- [Data block]
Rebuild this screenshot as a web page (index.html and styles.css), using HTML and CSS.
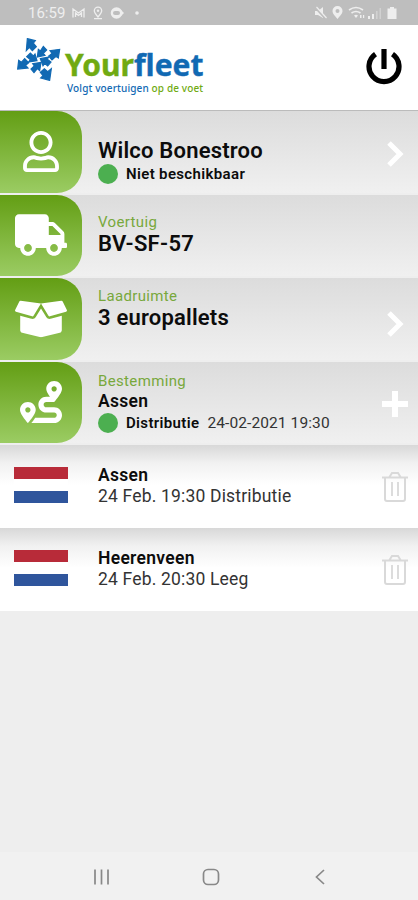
FILE: index.html
```html
<!DOCTYPE html>
<html lang="nl">
<head>
<meta charset="utf-8">
<title>Yourfleet</title>
<link rel="stylesheet" href="styles.css">
</head>
<body>
<svg class="defs" width="0" height="0" aria-hidden="true">
  <defs>
    <g id="trash" fill="none" stroke="#d9d9d9" stroke-width="2">
      <path d="M0 6.500h26M3 6.500V28q0 2 2 2h16q2 0 2-2V6.500M7.500 6 10 2h6l2.500 4" />
      <path d="M10 11v14M16 11v14" stroke-width="1.800"/>
    </g>
  </defs>
</svg>
<div class="status">
  <span class="time">16:59</span>
  <svg class="status-left" width="68" height="16" viewBox="0 0 68 16">
    <g fill="none" stroke="#eee" stroke-width="1.300">
      <path d="M1 12.500V4l5.500 4L12 4v8.500M3.500 12V8l3 2.500L9.500 8v4"/>
      <path d="M26 12c-2.500-3-3.700-4.500-3.700-6.200a3.700 3.700 0 0 1 7.400 0c0 1.700-1.200 3.200-3.700 6.200zM22 13.700h8"/>
    </g>
    <circle cx="26" cy="5.800" r="1.200" fill="#eee"/>
    <circle cx="44.500" cy="8" r="5.800" fill="#eee"/>
    <path d="M49 5l3 3-3 3z" fill="#eee"/>
    <rect x="41" y="6" width="7" height="4" rx="2" fill="#bebebe"/>
    <circle cx="65" cy="8" r="1.800" fill="#eee"/>
  </svg>
  <svg class="status-right" width="84" height="16" viewBox="0 0 84 16" fill="#eee">
    <path d="M1 6h3l5-4v11L4 10H1z"/>
    <path d="M1 2l11 12" stroke="#bebebe" stroke-width="2.500"/><path d="M2.500 2l10 11" stroke="#eee" stroke-width="1.200"/>
    <path fill-rule="evenodd" d="M23.500 14C20 10 18.500 8.200 18.500 6a5 5 0 0 1 10 0c0 2.200-1.500 4-5 8zm0-10a2 2 0 1 0 0 4 2 2 0 0 0 0-4z"/>
    <path d="M35 5q7-5 14 0M37.500 8q4.500-3 9 0" fill="none" stroke="#eee" stroke-width="1.600"/>
    <path d="M40 10.500q2-1.500 4 0l-2 2.500zM46 10h1.500v3H46zM49 10h1.200v3H49z"/>
    <path d="M54 11h2v3h-2zM58 9h2v5h-2z"/><path d="M62 6h1.600v8H62zM65.500 3H67v11h-1.500z" opacity=".4"/>
    <path d="M73.500 3.500h2.500V2h4v1.500h2.500V14h-9z"/>
  </svg>
</div>
<header class="header">
  <svg class="mark" width="44" height="44" viewBox="9 12 132 132" fill="#1169b3" stroke="#1169b3" stroke-width="3.500">
    <path d="M40 14 64 20 58 27 67 38 55 50 46 40 37 50z"/>
    <path d="M137 46 133 72 126 67 114 78 104 66 114 58 108 50z"/>
    <path d="M11 105 14 79 22 85 32 74 44 86 35 94 42 102z"/>
    <path d="M107 139 80 132 87 125 79 115 91 104 101 113 112 104z"/>
    <path d="M88 37 98 48 88 58 93 64 70 69 73 46 79 51z"/>
    <path d="M79 74 104 69 100 76 111 84 101 96 92 88 87 95z"/>
    <path d="M81 85 77 110 70 104 60 116 51 105 61 96 56 89z"/>
    <path d="M69 80 44 84 49 77 38 68 49 57 58 66 63 60z"/>
  </svg>
  <div class="brand">
    <div class="name"><span class="green">Your</span><span class="blue">fleet</span></div>
    <div class="slogan"><span class="blue">Volgt voertuigen</span> <span class="green">op de voet</span></div>
  </div>
  <svg class="power" width="36" height="36" viewBox="0 0 36 36" fill="none" stroke="#000" stroke-width="5.200">
    <path d="M9.500 5.200a15 15 0 1 0 17 0M18 0v20" />
  </svg>
</header>
<main>
  <section class="row">
    <div class="tile"><svg class="i-user" viewBox="0 0 448 512"><path d="M313.600 304c-28.700 0-42.500 16-89.600 16-47.100 0-60.800-16-89.600-16C60.200 304 0 364.200 0 438.400V464c0 26.500 21.500 48 48 48h352c26.500 0 48-21.500 48-48v-25.600c0-74.200-60.200-134.400-134.400-134.400zM400 464H48v-25.600c0-47.600 38.800-86.400 86.400-86.400 14.600 0 38.300 16 89.600 16 51.700 0 74.900-16 89.600-16 47.600 0 86.400 38.800 86.400 86.400V464zM224 288c79.500 0 144-64.500 144-144S303.500 0 224 0 80 64.500 80 144s64.500 144 144 144zm0-240c52.900 0 96 43.100 96 96s-43.100 96-96 96-96-43.100-96-96 43.100-96 96-96z"/></svg></div>
    <div class="body driver">
      <div class="title">Wilco Bonestroo</div>
      <div class="state"><i class="dot"></i><b>Niet beschikbaar</b></div>
    </div>
    <svg class="chev" width="18" height="28" viewBox="0 0 18 28"><path d="M3 3l11 11L3 25"/></svg>
  </section>
  <section class="row">
    <div class="tile"><svg class="i-wide" viewBox="0 0 640 512"><path d="M624 352h-16V243.900c0-12.700-5.100-24.900-14.100-33.900L494 110.100c-9-9-21.200-14.100-33.900-14.100H416V48c0-26.500-21.500-48-48-48H48C21.500 0 0 21.500 0 48v320c0 26.500 21.500 48 48 48h16c0 53 43 96 96 96s96-43 96-96h128c0 53 43 96 96 96s96-43 96-96h48c8.800 0 16-7.200 16-16v-32c0-8.800-7.200-16-16-16zM160 464c-26.500 0-48-21.500-48-48s21.500-48 48-48 48 21.500 48 48-21.500 48-48 48zm320 0c-26.500 0-48-21.500-48-48s21.500-48 48-48 48 21.500 48 48-21.500 48-48 48zm80-208H416V144h44.100l99.900 99.900V256z"/></svg></div>
    <div class="body vehicle">
      <div class="label">Voertuig</div>
      <div class="title plate">BV-SF-57</div>
    </div>
  </section>
  <section class="row">
    <div class="tile"><svg class="i-wide" viewBox="0 0 640 512"><path d="M425.700 256c-16.900 0-32.800-9-41.400-23.400L320 126l-64.200 106.600c-8.700 14.500-24.600 23.500-41.500 23.500-4.500 0-9-.6-13.300-1.900L64 215v178c0 14.700 10 27.500 24.200 31l216.200 54.100c10.200 2.500 20.900 2.500 31 0L551.800 424c14.200-3.600 24.200-16.400 24.200-31V215l-137 39.100c-4.300 1.300-8.800 1.900-13.300 1.900zm212.600-112.200L586.800 41c-3.100-6.200-9.800-9.800-16.700-8.900L320 64l91.700 152.100c3.800 6.300 11.400 9.300 18.500 7.300l197.900-56.500c9.900-2.900 14.700-13.900 10.200-23.100zM53.200 41L1.700 143.800c-4.600 9.200.3 20.200 10.100 23l197.900 56.500c7.100 2 14.700-1 18.500-7.300L320 64 69.800 32.100c-6.900-.8-13.500 2.700-16.600 8.900z"/></svg></div>
    <div class="body cargo">
      <div class="label">Laadruimte</div>
      <div class="title">3 europallets</div>
    </div>
    <svg class="chev low" width="18" height="28" viewBox="0 0 18 28"><path d="M3 3l11 11L3 25"/></svg>
  </section>
  <section class="row">
    <div class="tile"><svg class="i-route" viewBox="0 0 512 512"><path d="M416 320h-96c-17.600 0-32-14.400-32-32s14.400-32 32-32h96s96-107 96-160-43-96-96-96-96 43-96 96c0 25.500 22.200 63.400 45.300 96H320c-52.900 0-96 43.100-96 96s43.100 96 96 96h96c17.600 0 32 14.400 32 32s-14.400 32-32 32H185.500c-16 24.800-33.800 47.700-47.300 64H416c52.900 0 96-43.100 96-96s-43.100-96-96-96zm0-256c17.700 0 32 14.300 32 32s-14.300 32-32 32-32-14.300-32-32 14.300-32 32-32zM96 256c-53 0-96 43-96 96s96 160 96 160 96-107 96-160-43-96-96-96zm0 128c-17.700 0-32-14.300-32-32s14.300-32 32-32 32 14.300 32 32-14.300 32-32 32z"/></svg></div>
    <div class="body dest">
      <div class="label">Bestemming</div>
      <div class="city">Assen</div>
      <div class="state"><i class="dot"></i><b>Distributie</b><span class="date">24-02-2021 19:30</span></div>
    </div>
    <svg class="plus" width="28" height="28" viewBox="0 0 28 28"><path d="M14 1v26M1 14h26"/></svg>
  </section>
  <section class="stop">
    <div class="flag"></div>
    <div class="stop-text"><div class="city">Assen</div><div class="when">24 Feb. 19:30 Distributie</div></div>
    <svg class="trash" width="26" height="32" viewBox="0 0 26 32"><use href="#trash"/></svg>
  </section>
  <section class="stop">
    <div class="flag"></div>
    <div class="stop-text"><div class="city">Heerenveen</div><div class="when">24 Feb. 20:30 Leeg</div></div>
    <svg class="trash" width="26" height="32" viewBox="0 0 26 32"><use href="#trash"/></svg>
  </section>
</main>
<nav class="nav">
  <svg width="18" height="18" viewBox="0 0 18 18"><path d="M2 1.500v15M8.500 1.500v15M15 1.500v15"/></svg>
  <svg width="18" height="18" viewBox="0 0 18 18"><rect x="1.500" y="1.500" width="15" height="15" rx="4.500"/></svg>
  <svg width="18" height="18" viewBox="0 0 18 18"><path d="M13 2L5.500 9l7.500 7"/></svg>
</nav>
</body>
</html>
```
FILE: styles.css
```css
* { box-sizing: border-box; }
body {
  margin: 0;
  width: 418px;
  height: 900px;
  display: flex;
  flex-direction: column;
  background: #eee;
  color: #0c0c0c;
  font-family: Roboto, "Liberation Sans", sans-serif;
  overflow: hidden;
}
svg { display: block; flex: none; }
.defs { position: absolute; }
.status {
  height: 25px;
  background: #bebebe;
  display: flex;
  align-items: center;
  padding: 0 20px 0 28px;
}
.time { width: 44px; color: #eee; font-size: 15px; line-height: 25px; padding-top: 1px; }
.status-right { margin-left: auto; }
.header {
  height: 86px;
  background: #fff;
  display: flex;
  border-bottom: 1px solid #bbb;
}
.mark { margin: 13px 0 0 17px; }
.brand { margin: 23px 0 0 4px; white-space: nowrap; font-family: "Noto Sans", "Open Sans", sans-serif; }
.name { font-size: 30px; line-height: 34px; font-weight: 700; letter-spacing: 0; -webkit-text-stroke: 0.4px; }
.slogan { margin-left: 2px; font-size: 10px; line-height: 13px; font-weight: 500; letter-spacing: 0.13px; }
.green { color: #70aa12; }
.blue { color: #1169b3; }
.power { margin: 24px 16px 0 auto; }
.row {
  height: 83.500px;
  display: flex;
  background: linear-gradient(#dcdcdc, #f0f0f0);
  border-bottom: 2px solid #eee;
}
.tile {
  width: 82px;
  height: 81.500px;
  flex: none;
  display: flex;
  align-items: center;
  justify-content: center;
  border-radius: 0 25px 25px 0;
  background: linear-gradient(#639e14, #9bcc63);
}
.tile svg { fill: #fff; }
.i-user { width: 36px; height: 41px; }
.i-wide { width: 52px; height: 42px; }
.i-route { width: 42px; height: 42px; }
.body { margin-left: 16px; white-space: nowrap; }
.driver { padding-top: 27px; }
.vehicle { padding-top: 18px; }
.cargo { padding-top: 9px; }
.dest { padding-top: 10px; }
.title { font-size: 22px; line-height: 26px; font-weight: 600; letter-spacing: 0.2px; }
.plate { letter-spacing: 0.3px; }
.driver .title { line-height: 25px; }
.label { font-size: 15px; line-height: 18px; color: #78a83c; letter-spacing: 0.35px; }
.city { font-size: 17.5px; line-height: 22px; font-weight: 600; letter-spacing: 0.3px; }
.state { display: flex; align-items: center; height: 22px; }
.state b { margin-left: 8px; font-size: 15px; font-weight: 600; letter-spacing: 0.35px; }
.dot { width: 20px; height: 20px; border-radius: 50%; background: #4caf50; }
.date { margin-left: 8px; font-size: 15.5px; color: #333; letter-spacing: 0.1px; }
.chev { margin: 29px 14px 0 auto; fill: none; stroke: #fff; stroke-width: 5; }
.low { margin-top: 32px; }
.plus { margin: 28px 9px 0 auto; fill: none; stroke: #fff; stroke-width: 6; }
.stop {
  height: 82.75px;
  display: flex;
  background: linear-gradient(#d8d8d8, #f1f1f1 18px, #fff 40px);
}
.flag {
  width: 54px;
  height: 36px;
  margin: 22px 0 0 14px;
  background: linear-gradient(#b82b39 12px, #fff 12px 24px, #2f559c 24px);
}
.stop-text { margin: 19px 0 0 30px; white-space: nowrap; }
.when { font-size: 17.5px; line-height: 21px; color: #333; letter-spacing: 0.18px; }
.trash { margin: 26px 10px 0 auto; }
.nav {
  height: 48px;
  margin-top: auto;
  background: #f1f1f1;
  display: flex;
  justify-content: space-between;
  align-items: center;
  padding: 2px 89px 0 93px;
}
.nav svg { fill: none; stroke: #888; stroke-width: 1.700; }
```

- [Exercise task] Locate all lines holding the word "styles", then copy them out.

- [Written solution]
Rebuild this screenshot as a web page (index.html and styles.css), using HTML and CSS.
<link rel="stylesheet" href="styles.css">
FILE: styles.css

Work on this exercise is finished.